The Brookings Institution (with Bill Gates as its primary donor) states that, “since 2016, in response to concerns about Chinese tech firms’ involvement in human rights abuses and Chinese semiconductor companies’ links to Chinese military institutes, the U.S. government has added major Chinese consumers and producers of semiconductors to the entity list. These firms include semiconductor consumers such as DJI, ZTE, and Hikvision; targeted semiconductor producers include Huawei and SMIC. The companies on the list are generally ineligible to receive any item subject to Export Administration Regulations without a license provided by the Bureau of Industry and Security.”
U.S. aggression towards China has only ramped up since COVID. A new report published by the Newlines Institute for Strategy and Policy, highlights Chinese human rights abuses of Uyghurs. However there are extensive reports from Ajit Singh and Max Blumenthal of The Grayzone, that show the authors of the report and evidence cited are suspect.
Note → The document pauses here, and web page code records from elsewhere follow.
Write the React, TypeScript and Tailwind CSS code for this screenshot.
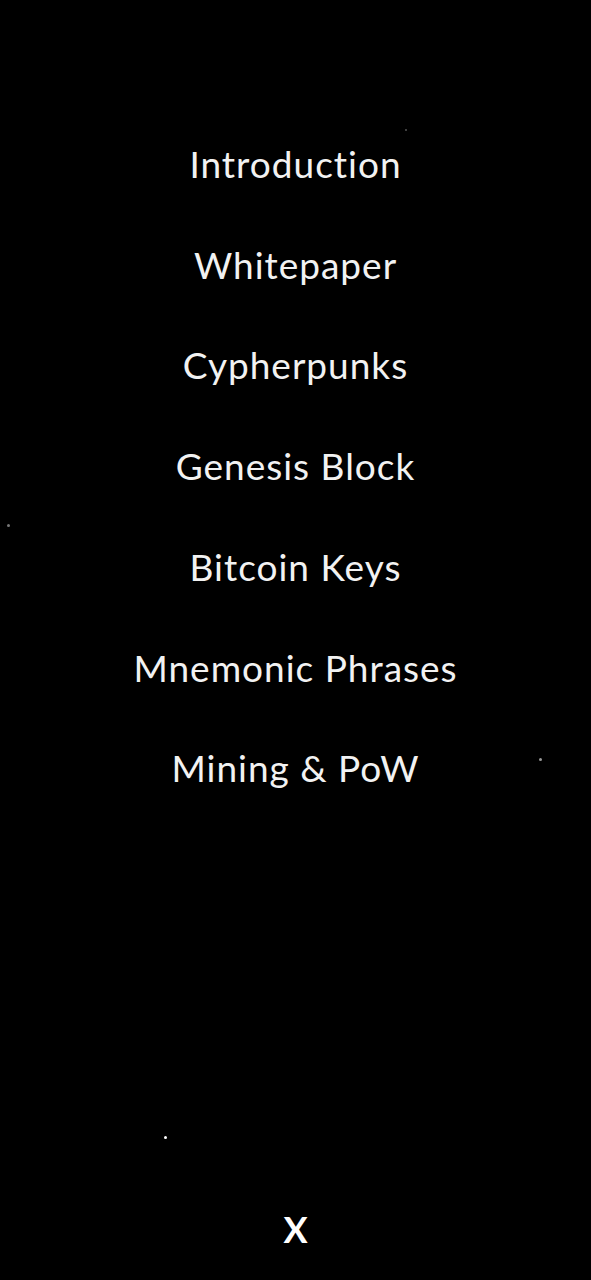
import React from "react";

const items = [
  "Introduction",
  "Whitepaper",
  "Cypherpunks",
  "Genesis Block",
  "Bitcoin Keys",
  "Mnemonic Phrases",
  "Mining & PoW",
];

export default function App() {
  return (
    <div
      className="relative flex h-[1280px] w-full flex-col items-center bg-black text-white"
      style={{ fontFamily: "Lato, 'Open Sans', sans-serif" }}
    >
      <span className="absolute left-[405px] top-[129px] h-[2px] w-[2px] rounded-full bg-[#555]" />
      <span className="absolute left-[7px] top-[524px] h-[3px] w-[3px] rounded-full bg-[#777]" />
      <span className="absolute left-[539px] top-[758px] h-[3px] w-[3px] rounded-full bg-[#999]" />
      <span className="absolute left-[164px] top-[1136px] h-[3px] w-[3px] rounded-full bg-white" />

      <nav className="flex flex-col items-center pt-[114px]">
        {items.map((t) => (
          <a
            key={t}
            className="block text-[37px] leading-[100.7px] tracking-[1px] text-[#f2f2f2]"
          >
            {t}
          </a>
        ))}
      </nav>
      <div className="flex-1" />
      <button className="mb-[33px] text-[36px] font-bold leading-none text-white">
        X
      </button>
    </div>
  );
}
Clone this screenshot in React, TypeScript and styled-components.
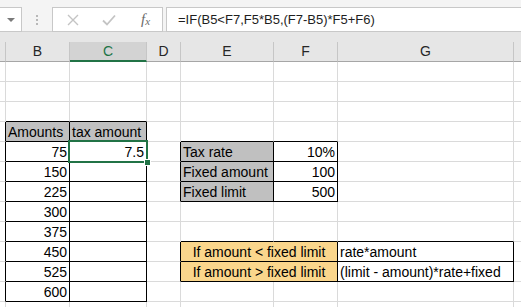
import React from "react";
import styled, { createGlobalStyle } from "styled-components";

const GlobalStyle = createGlobalStyle`
  html, body {
    margin: 0;
    padding: 0;
    background: #ffffff;
    overflow: hidden;
  }
  body {
    font-family: "Liberation Sans", Arial, sans-serif;
  }
`;

const GREEN = "#217346";
const GRID = "#dadada";

// column letters and pixel widths (including the 1px right border);
// A and H are only slivers at the window edges, so their letters stay hidden
const columns = [
  { name: "A", width: 6, label: false },
  { name: "B", width: 64, label: true },
  { name: "C", width: 77, label: true },
  { name: "D", width: 34, label: true },
  { name: "E", width: 93, label: true },
  { name: "F", width: 64, label: true },
  { name: "G", width: 176, label: true },
  { name: "H", width: 64, label: false },
];

type CellSpec = {
  text?: string;
  align?: "left" | "right" | "center";
  fill?: string;
  boxed?: boolean;
  span?: number;
};

const GREY = "#c0c0c0";
const GOLD = "#fad68c";

const cells: Record<string, CellSpec> = {
  B4: { text: "Amounts", fill: GREY, boxed: true },
  C4: { text: "tax amount", fill: GREY, boxed: true },
  B5: { text: "75", align: "right", boxed: true },
  C5: { text: "7.5", align: "right", boxed: true },
  B6: { text: "150", align: "right", boxed: true },
  B7: { text: "225", align: "right", boxed: true },
  B8: { text: "300", align: "right", boxed: true },
  B9: { text: "375", align: "right", boxed: true },
  B10: { text: "450", align: "right", boxed: true },
  B11: { text: "525", align: "right", boxed: true },
  B12: { text: "600", align: "right", boxed: true },
  E5: { text: "Tax rate", fill: GREY, boxed: true },
  F5: { text: "10%", align: "right", boxed: true },
  E6: { text: "Fixed amount", fill: GREY, boxed: true },
  F6: { text: "100", align: "right", boxed: true },
  E7: { text: "Fixed limit", fill: GREY, boxed: true },
  F7: { text: "500", align: "right", boxed: true },
  E10: { text: "If amount < fixed limit", align: "center", fill: GOLD, boxed: true, span: 2 },
  G10: { text: "rate*amount", boxed: true },
  E11: { text: "If amount > fixed limit", align: "center", fill: GOLD, boxed: true, span: 2 },
  G11: { text: "(limit - amount)*rate+fixed", boxed: true },
};
// empty boxed cells in the tax amount column
for (let r = 6; r <= 12; r++) cells["C" + r] = { boxed: true };

const ROWS = 13;
const selected = "C5";

// find the cell (possibly merged) covering a column at a row
function owner(row: number, col: number): CellSpec | undefined {
  for (let c = col; c >= 0; c--) {
    const spec = cells[columns[c].name + row];
    if (spec) return c + (spec.span || 1) > col ? spec : undefined;
  }
  return undefined;
}
const boxed = (row: number, col: number) =>
  col < columns.length && row <= ROWS && !!owner(row, col)?.boxed;

export default function App() {
  const rows: React.ReactNode[] = [];
  for (let r = 1; r <= ROWS; r++) {
    for (let c = 0; c < columns.length; c++) {
      const key = columns[c].name + r;
      const spec = cells[key];
      const covered = !spec && owner(r, c);
      if (covered) continue;
      const span = spec?.span || 1;
      const last = c + span - 1;
      let blackBottom = false;
      for (let k = c; k <= last; k++) if (boxed(r, k) || boxed(r + 1, k)) blackBottom = true;
      const blackRight = boxed(r, last) || boxed(r, last + 1);
      rows.push(
        <Cell
          key={key}
          $span={span}
          $align={spec?.align || "left"}
          $fill={spec?.fill}
          $right={blackRight ? "#000" : GRID}
          $bottom={blackBottom ? "#000" : GRID}
        >
          {spec?.text}
          {key === selected && (
            <Selection>
              <Handle />
            </Selection>
          )}
        </Cell>
      );
    }
  }

  return (
    <>
      <GlobalStyle />
      <Window>
        <FormulaBar>
          <NameBox>
            <DropArrow />
          </NameBox>
          <Grip>
            <span />
            <span />
            <span />
          </Grip>
          <ButtonBox>
            <svg width="12" height="12" viewBox="0 0 12 12">
              <path d="M1 1 L11 11 M11 1 L1 11" stroke="#c4c4c4" strokeWidth="1.4" fill="none" />
            </svg>
            <svg width="14" height="12" viewBox="0 0 14 12">
              <path d="M1 6.5 L5 10.5 L13 1.5" stroke="#c4c4c4" strokeWidth="1.8" fill="none" />
            </svg>
            <Fx>
              f<sub>x</sub>
            </Fx>
          </ButtonBox>
          <FormulaBox>=IF(B5&lt;F7,F5*B5,(F7-B5)*F5+F6)</FormulaBox>
        </FormulaBar>
        <Gap />
        <Sheet>
          {columns.map((col) => (
            <ColHeader key={col.name} $active={col.name === "C"}>
              {col.label ? col.name : ""}
            </ColHeader>
          ))}
          {rows}
        </Sheet>
      </Window>
    </>
  );
}

const Window = styled.div`
  width: 521px;
  height: 307px;
  overflow: hidden;
  background: #ffffff;
`;

const FormulaBar = styled.div`
  height: 32px;
  box-sizing: border-box;
  padding-top: 7px;
  background: #f4f4f4;
  border-bottom: 1px solid #d0d0d0;
  display: flex;
  align-items: stretch;
`;

const NameBox = styled.div`
  width: 23px;
  height: 25px;
  box-sizing: border-box;
  margin-left: -1px;
  background: #ffffff;
  border: 1px solid #c8c8c8;
  display: flex;
  align-items: center;
  justify-content: center;
`;

const DropArrow = styled.div`
  width: 0;
  height: 0;
  border-left: 4px solid transparent;
  border-right: 4px solid transparent;
  border-top: 4px solid #7a7a7a;
`;

const Grip = styled.div`
  width: 30px;
  height: 25px;
  display: flex;
  flex-direction: column;
  align-items: center;
  justify-content: center;
  gap: 2px;
  span {
    width: 2px;
    height: 2px;
    background: #b8b8b8;
  }
`;

const ButtonBox = styled.div`
  width: 111px;
  height: 25px;
  box-sizing: border-box;
  background: #ffffff;
  border: 1px solid #c8c8c8;
  display: flex;
  align-items: center;
  padding-left: 14px;
  gap: 23px;
`;

const Fx = styled.span`
  font-family: "Liberation Serif", "Times New Roman", serif;
  font-style: italic;
  font-size: 15px;
  color: #6a6a6a;
  margin-left: 2px;
  sub {
    font-size: 11px;
    vertical-align: -1px;
  }
`;

const FormulaBox = styled.div`
  flex: 1;
  height: 25px;
  box-sizing: border-box;
  margin-left: 3px;
  margin-right: -2px;
  background: #ffffff;
  border: 1px solid #c8c8c8;
  padding-left: 11px;
  font-size: 13px;
  line-height: 23px;
  color: #1e1e1e;
  white-space: nowrap;
`;

const Gap = styled.div`
  height: 10px;
  background: #e6e6e6;
`;

const Sheet = styled.div`
  display: grid;
  grid-template-columns: ${columns.map((c) => c.width + "px").join(" ")};
  grid-auto-rows: 20px;
`;

const ColHeader = styled.div<{ $active: boolean }>`
  box-sizing: border-box;
  background: ${(p) => (p.$active ? "#d3d3d3" : "#e6e6e6")};
  border-right: 1px solid #c6c6c6;
  border-bottom: ${(p) => (p.$active ? `2px solid ${GREEN}` : "1px solid #a6a6a6")};
  color: ${(p) => (p.$active ? GREEN : "#262626")};
  font-size: 14px;
  line-height: 19px;
  text-align: center;
`;

const Cell = styled.div<{
  $span: number;
  $align: string;
  $fill?: string;
  $right: string;
  $bottom: string;
}>`
  position: relative;
  grid-column: span ${(p) => p.$span};
  box-sizing: border-box;
  background: ${(p) => p.$fill || "#ffffff"};
  border-right: 1px solid ${(p) => p.$right};
  border-bottom: 1px solid ${(p) => p.$bottom};
  padding: 0 2px;
  font-size: 14px;
  line-height: 20px;
  color: #000;
  text-align: ${(p) => p.$align};
  white-space: nowrap;
`;

const Selection = styled.div`
  position: absolute;
  z-index: 2;
  top: -2px;
  left: -2px;
  right: -2px;
  bottom: -2px;
  border: 2px solid ${GREEN};
  pointer-events: none;
`;

const Handle = styled.div`
  position: absolute;
  right: -5px;
  bottom: -5px;
  width: 5px;
  height: 5px;
  background: ${GREEN};
  border: 1px solid #ffffff;
`;
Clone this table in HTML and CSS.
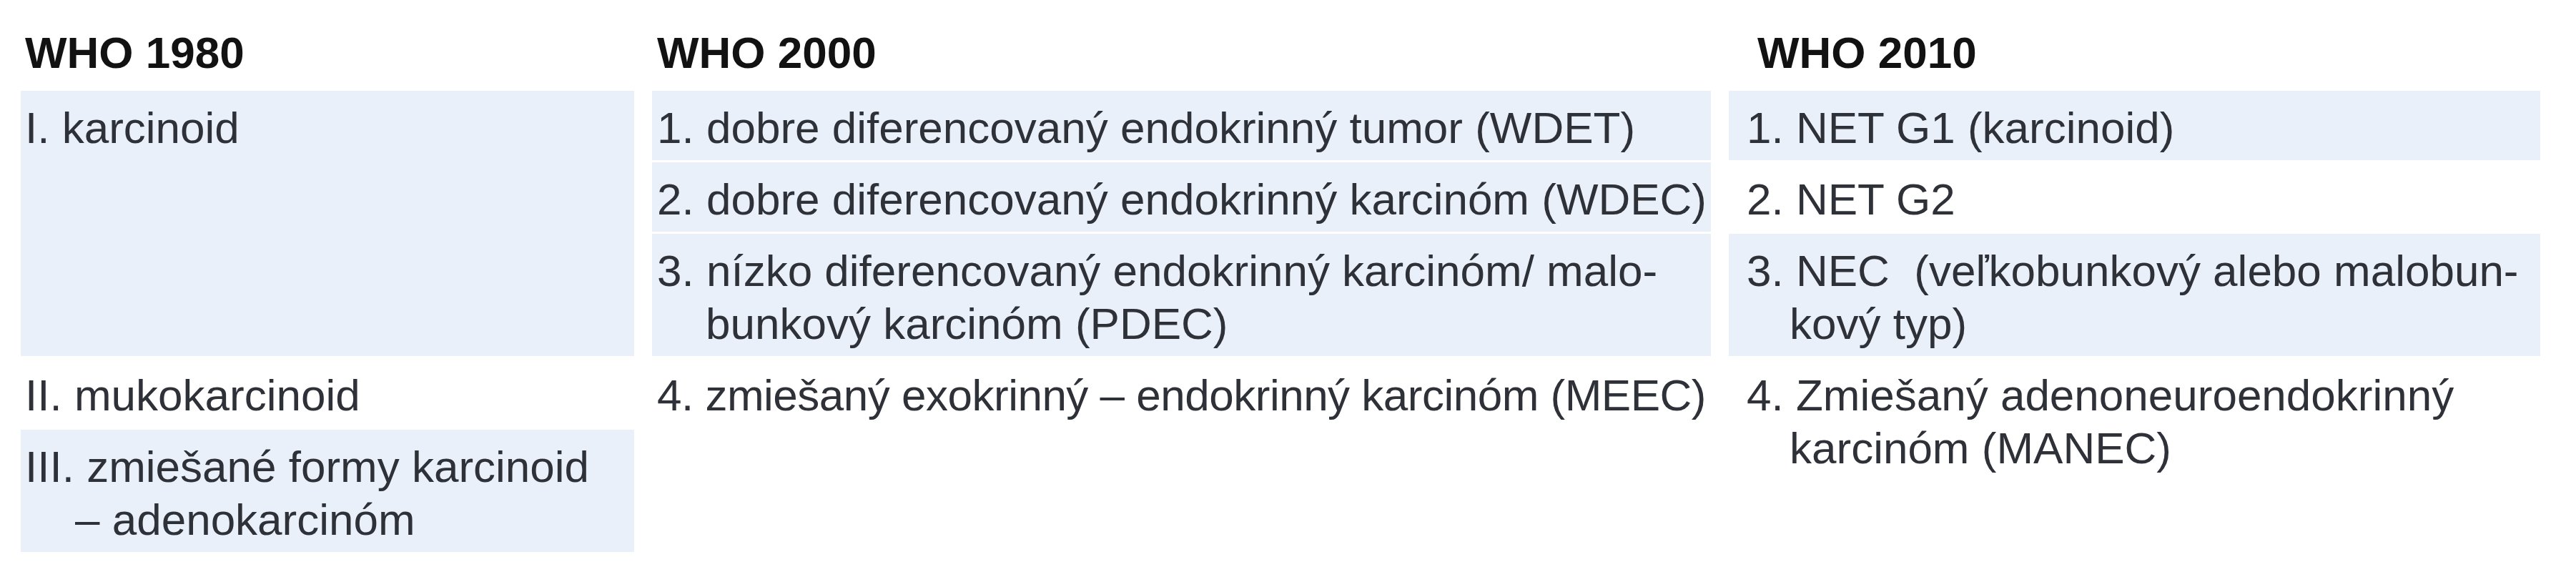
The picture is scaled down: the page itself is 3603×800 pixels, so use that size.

Ajit Singh writes, “A majority of the report’s “expert” signatories are members of the Newlines Institute and the Wallenberg Centre. Others are members of the hawkish Inter-Parliamentary Alliance on China, former US State Department officials, and ardent supporters of US military interventionism. The report relies most substantially on the “expertise” of Adrian Zenz, the far-right evangelical ideologue, whose “scholarship” on China has been demonstrated to be deeply flawed, riddled with falsehoods and dishonest statistical manipulation.”
He goes on to say, “As The Grayzone has reported, Zenz is a far-right Christian fundamentalist who has said he is “led by God” against China’s government, deplores homosexuality and gender equality, and has taught exclusively in evangelical theological institutions. A careful review of Zenz’s research shows that his assertion of genocide is concocted through fraudulent statistical manipulation, cherry-picking of source material, and propagandistic misrepresentations. His widely-cited reports were not published in peer-reviewed journals overseen by academic institutions, but rather, by a DC-based CIA cut-out called the Jamestown Foundation and “The Journal of Political Risk,” a publication headed by former NATO and US national security state operatives.”
We have to take into account that bad actors inside and outside government work to manufacture consent with propaganda, and it can be used against any country, not just China, Iran, Venezuela or Russia. It is the height of hypocrisy for the U.S. government to condemn human rights abuses, when we are guilty of much worse, at home, and abroad.
Why is this aspect of foreign relations important to semiconductors? Interventionist warmongering can be horrifically bad for production, especially since we continue to rely so heavily on global imports to satisfy our demand. The U.S. government is spending more money on acts of aggression, based on false pretenses, than protecting such a vital component in our daily lives.
Only political will is stopping us from ensuring our semiconductor supply. This problem is decades in the making, and it will take several more years to put necessary manufacturing in place. The longer we fail to act with public purpose spending, when we fail to reign in corporate control, is another year we fall farther behind. These are the types of deficits we should fear, not government spending.